Unlike county grand juries, the state grand jury, or the state grand jury clerk at the request of the attorney general, can subpoena witnesses and documents; and testimony is taken under oath and recorded by a court reporter, which means witnesses can be charged with perjury if they lie.

Under state law, state grand jury cases can proceed only if the state attorney general and SLED chief jointly agree and convince a circuit judge assigned to those cases to impanel the jury.

State grand juries by law can issue indictments in certain types of criminal cases that typically aren’t suited for county grand juries, such as multi-county drug and pornography cases, computer crimes and securities fraud. An indictment is an official document charging someone with a crime.

The state grand jury also has jurisdiction in public corruption cases, defined by law as “any unlawful activity, under color of or in connection with any public office or employment,” and involving any public official or public employee, or candidate for public office.

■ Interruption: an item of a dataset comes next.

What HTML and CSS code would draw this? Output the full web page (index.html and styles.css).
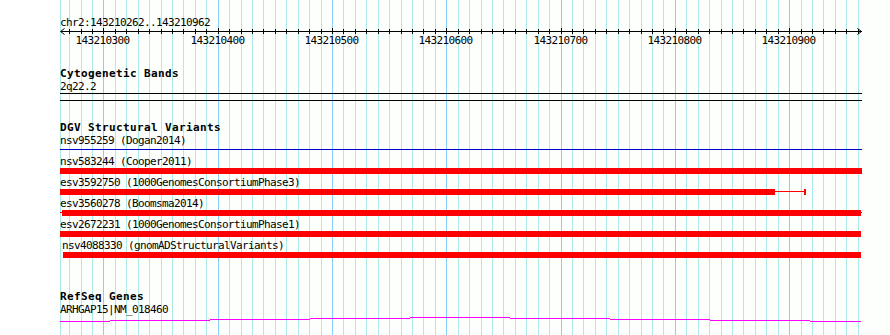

“It’s a powerful tool in a prosecutor’s hands,” said longtime criminal defense attorney Jack Swerling of Columbia, when contacted Monday by The Nerve.

But Swerling added that just because a case is sent to the state grand jury, “I don’t think anyone can make an assumption there’s going to be an indictment.” He noted that in his 40 years of practicing law, he has represented witnesses before state or federal grand juries “dozens of times” with no indictments issued against his clients.

Swerling said he believes it’s “telling” that Harrell called for the public release of the SLED report, theorizing that if the report is “favorable” to Harrell, Wilson might have decided to refer it to the state grand jury to “take it out of the political process and let the grand jury decide whether there is something there or not.”

Contacted Monday, Camden attorney Reggie Lloyd, a former state circuit judge and U.S. attorney for South Carolina who later served as the SLED director under former Gov. Mark Sanford, told The Nervethat in his experience, it was tougher to get state grand jury indictments in public corruption and environmental cases compared to drug cases.

“Usually it’s going to be a lot trickier (in public corruption and environmental cases) because you’re starting with the grand jury,” he said.

As for Harrell’s case, Lloyd said if Harrell met with SLED investigators several times and provided requested documents, it would be unusual for that type of case to go to the state grand jury, explaining that “targets” of grand juries typically don’t meet with investigators before the grand jury considers their case.

“My question would be: What other witnesses or documents would they need that they don’t already have?” Lloyd asked.

Contacted Monday by The Nerve, Jon Ozmint, the former S.C. Department of Corrections director under Sanford who previously spent more than five years as the chief prosecutor for the state grand jury, declined comment on specifics of Harrell’s case but said state grand juries can issue their own reports with or without an indictment, though it typically isn’t done with an indictment.

Ozmint, who runs a legal and consulting practice in Columbia, cautioned about reading too much into a case being referred to the state grand jury.

“It could mean that they (prosecutors) are just not certain there’s a violation of the law, so they basically want the collective wisdom of the jury,” he said. “It also could be they just need more investigation, and the grand jury is the best tool to do this.”